▶ PROBLEM STATEMENT
Transcribe each line of the material as it is, and drop any picture.

▶ SOURCE EXCERPT
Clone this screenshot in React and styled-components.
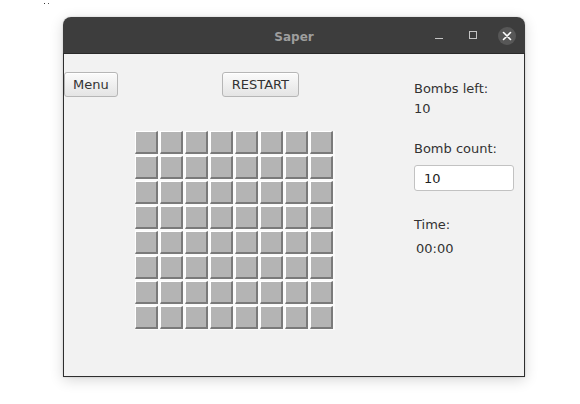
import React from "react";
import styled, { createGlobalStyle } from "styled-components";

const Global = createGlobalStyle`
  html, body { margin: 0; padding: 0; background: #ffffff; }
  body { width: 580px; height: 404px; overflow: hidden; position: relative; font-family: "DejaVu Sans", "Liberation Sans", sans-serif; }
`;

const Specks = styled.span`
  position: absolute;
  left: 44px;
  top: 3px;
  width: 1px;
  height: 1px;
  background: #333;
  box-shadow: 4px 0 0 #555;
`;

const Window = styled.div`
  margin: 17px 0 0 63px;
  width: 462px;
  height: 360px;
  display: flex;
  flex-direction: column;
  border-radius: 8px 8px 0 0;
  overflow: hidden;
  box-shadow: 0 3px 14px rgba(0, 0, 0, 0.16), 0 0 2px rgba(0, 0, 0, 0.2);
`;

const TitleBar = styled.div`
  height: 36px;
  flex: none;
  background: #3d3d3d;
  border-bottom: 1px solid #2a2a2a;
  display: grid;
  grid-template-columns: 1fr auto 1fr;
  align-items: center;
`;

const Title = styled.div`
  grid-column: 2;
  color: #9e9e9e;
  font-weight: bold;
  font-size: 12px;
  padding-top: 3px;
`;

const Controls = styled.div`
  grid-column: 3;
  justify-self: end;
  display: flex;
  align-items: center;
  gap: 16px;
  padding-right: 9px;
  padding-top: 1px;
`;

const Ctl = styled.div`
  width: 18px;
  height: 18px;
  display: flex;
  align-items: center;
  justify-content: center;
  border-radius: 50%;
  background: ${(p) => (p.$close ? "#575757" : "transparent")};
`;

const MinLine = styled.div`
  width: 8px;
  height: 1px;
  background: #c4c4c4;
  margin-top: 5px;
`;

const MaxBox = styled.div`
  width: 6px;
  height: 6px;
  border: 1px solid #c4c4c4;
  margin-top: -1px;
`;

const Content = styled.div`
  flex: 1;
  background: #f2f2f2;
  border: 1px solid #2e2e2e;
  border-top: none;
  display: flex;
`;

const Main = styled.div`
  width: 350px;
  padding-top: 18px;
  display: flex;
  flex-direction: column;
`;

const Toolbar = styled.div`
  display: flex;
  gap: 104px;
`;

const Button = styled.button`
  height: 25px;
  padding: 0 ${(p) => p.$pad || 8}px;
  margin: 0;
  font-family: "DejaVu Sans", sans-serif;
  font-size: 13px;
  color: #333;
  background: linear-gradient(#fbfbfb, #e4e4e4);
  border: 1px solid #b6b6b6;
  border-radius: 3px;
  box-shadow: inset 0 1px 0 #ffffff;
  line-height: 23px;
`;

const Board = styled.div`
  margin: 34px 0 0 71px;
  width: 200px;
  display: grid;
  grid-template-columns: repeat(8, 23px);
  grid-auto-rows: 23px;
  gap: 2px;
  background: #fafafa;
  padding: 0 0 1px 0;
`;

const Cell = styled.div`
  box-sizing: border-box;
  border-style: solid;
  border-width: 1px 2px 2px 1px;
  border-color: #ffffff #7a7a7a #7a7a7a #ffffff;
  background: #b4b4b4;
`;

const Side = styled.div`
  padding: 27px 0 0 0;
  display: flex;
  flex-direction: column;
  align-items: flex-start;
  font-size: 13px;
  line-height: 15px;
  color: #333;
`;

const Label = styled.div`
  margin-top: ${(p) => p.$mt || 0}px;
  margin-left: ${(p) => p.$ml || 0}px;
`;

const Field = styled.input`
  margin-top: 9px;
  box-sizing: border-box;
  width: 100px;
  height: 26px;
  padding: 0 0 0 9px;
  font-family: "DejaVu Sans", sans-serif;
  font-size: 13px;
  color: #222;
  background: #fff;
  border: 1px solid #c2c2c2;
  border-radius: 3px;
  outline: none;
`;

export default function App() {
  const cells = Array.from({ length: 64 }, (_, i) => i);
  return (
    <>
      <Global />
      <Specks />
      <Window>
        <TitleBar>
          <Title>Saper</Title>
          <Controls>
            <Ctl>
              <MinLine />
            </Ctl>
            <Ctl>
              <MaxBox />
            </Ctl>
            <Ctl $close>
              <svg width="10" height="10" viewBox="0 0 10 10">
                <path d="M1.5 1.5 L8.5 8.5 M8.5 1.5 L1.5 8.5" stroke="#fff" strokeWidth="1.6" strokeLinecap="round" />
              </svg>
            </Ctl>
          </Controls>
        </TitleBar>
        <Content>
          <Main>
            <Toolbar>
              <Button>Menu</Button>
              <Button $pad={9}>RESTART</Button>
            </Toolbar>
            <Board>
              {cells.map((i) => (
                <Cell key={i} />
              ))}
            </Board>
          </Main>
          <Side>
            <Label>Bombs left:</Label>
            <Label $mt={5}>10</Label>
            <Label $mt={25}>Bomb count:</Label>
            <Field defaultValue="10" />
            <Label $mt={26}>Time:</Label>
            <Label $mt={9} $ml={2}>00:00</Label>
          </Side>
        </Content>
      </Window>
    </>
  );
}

▶ THE SOLUTION
Clone this screenshot in React and styled-components.
import React from "react";
import styled, { createGlobalStyle } from "styled-components";

const Global = createGlobalStyle`
  html, body { margin: 0; padding: 0; background: #ffffff; }
  body { width: 580px; height: 404px; overflow: hidden; position: relative; font-family: "DejaVu Sans", "Liberation Sans", sans-serif; }
`;

const Specks = styled.span`
  position: absolute;
  left: 44px;
  top: 3px;
  width: 1px;
  height: 1px;
  background: #333;
  box-shadow: 4px 0 0 #555;
`;

const Window = styled.div`
  margin: 17px 0 0 63px;
  width: 462px;
  height: 360px;
  display: flex;
  flex-direction: column;
  border-radius: 8px 8px 0 0;
  overflow: hidden;
  box-shadow: 0 3px 14px rgba(0, 0, 0, 0.16), 0 0 2px rgba(0, 0, 0, 0.2);
`;

const TitleBar = styled.div`
  height: 36px;
  flex: none;
  background: #3d3d3d;
  border-bottom: 1px solid #2a2a2a;
  display: grid;
  grid-template-columns: 1fr auto 1fr;
  align-items: center;
`;

const Title = styled.div`
  grid-column: 2;
  color: #9e9e9e;
  font-weight: bold;
  font-size: 12px;
  padding-top: 3px;
`;

const Controls = styled.div`
  grid-column: 3;
  justify-self: end;
  display: flex;
  align-items: center;
  gap: 16px;
  padding-right: 9px;
  padding-top: 1px;
`;

const Ctl = styled.div`
  width: 18px;
  height: 18px;
  display: flex;
  align-items: center;
  justify-content: center;
  border-radius: 50%;
  background: ${(p) => (p.$close ? "#575757" : "transparent")};
`;

const MinLine = styled.div`
  width: 8px;
  height: 1px;
  background: #c4c4c4;
  margin-top: 5px;
`;

const MaxBox = styled.div`
  width: 6px;
  height: 6px;
  border: 1px solid #c4c4c4;
  margin-top: -1px;
`;

const Content = styled.div`
  flex: 1;
  background: #f2f2f2;
  border: 1px solid #2e2e2e;
  border-top: none;
  display: flex;
`;

const Main = styled.div`
  width: 350px;
  padding-top: 18px;
  display: flex;
  flex-direction: column;
`;

const Toolbar = styled.div`
  display: flex;
  gap: 104px;
`;

const Button = styled.button`
  height: 25px;
  padding: 0 ${(p) => p.$pad || 8}px;
  margin: 0;
  font-family: "DejaVu Sans", sans-serif;
  font-size: 13px;
  color: #333;
  background: linear-gradient(#fbfbfb, #e4e4e4);
  border: 1px solid #b6b6b6;
  border-radius: 3px;
  box-shadow: inset 0 1px 0 #ffffff;
  line-height: 23px;
`;

const Board = styled.div`
  margin: 34px 0 0 71px;
  width: 200px;
  display: grid;
  grid-template-columns: repeat(8, 23px);
  grid-auto-rows: 23px;
  gap: 2px;
  background: #fafafa;
  padding: 0 0 1px 0;
`;

const Cell = styled.div`
  box-sizing: border-box;
  border-style: solid;
  border-width: 1px 2px 2px 1px;
  border-color: #ffffff #7a7a7a #7a7a7a #ffffff;
  background: #b4b4b4;
`;

const Side = styled.div`
  padding: 27px 0 0 0;
  display: flex;
  flex-direction: column;
  align-items: flex-start;
  font-size: 13px;
  line-height: 15px;
  color: #333;
`;

const Label = styled.div`
  margin-top: ${(p) => p.$mt || 0}px;
  margin-left: ${(p) => p.$ml || 0}px;
`;

const Field = styled.input`
  margin-top: 9px;
  box-sizing: border-box;
  width: 100px;
  height: 26px;
  padding: 0 0 0 9px;
  font-family: "DejaVu Sans", sans-serif;
  font-size: 13px;
  color: #222;
  background: #fff;
  border: 1px solid #c2c2c2;
  border-radius: 3px;
  outline: none;
`;

export default function App() {
  const cells = Array.from({ length: 64 }, (_, i) => i);
  return (
    <>
      <Global />
      <Specks />
      <Window>
        <TitleBar>
          <Title>Saper</Title>
          <Controls>
            <Ctl>
              <MinLine />
            </Ctl>
            <Ctl>
              <MaxBox />
            </Ctl>
            <Ctl $close>
              <svg width="10" height="10" viewBox="0 0 10 10">
                <path d="M1.5 1.5 L8.5 8.5 M8.5 1.5 L1.5 8.5" stroke="#fff" strokeWidth="1.6" strokeLinecap="round" />
              </svg>
            </Ctl>
          </Controls>
        </TitleBar>
        <Content>
          <Main>
            <Toolbar>
              <Button>Menu</Button>
              <Button $pad={9}>RESTART</Button>
            </Toolbar>
            <Board>
              {cells.map((i) => (
                <Cell key={i} />
              ))}
            </Board>
          </Main>
          <Side>
            <Label>Bombs left:</Label>
            <Label $mt={5}>10</Label>
            <Label $mt={25}>Bomb count:</Label>
            <Field defaultValue="10" />
            <Label $mt={26}>Time:</Label>
            <Label $mt={9} $ml={2}>00:00</Label>
          </Side>
        </Content>
      </Window>
    </>
  );
}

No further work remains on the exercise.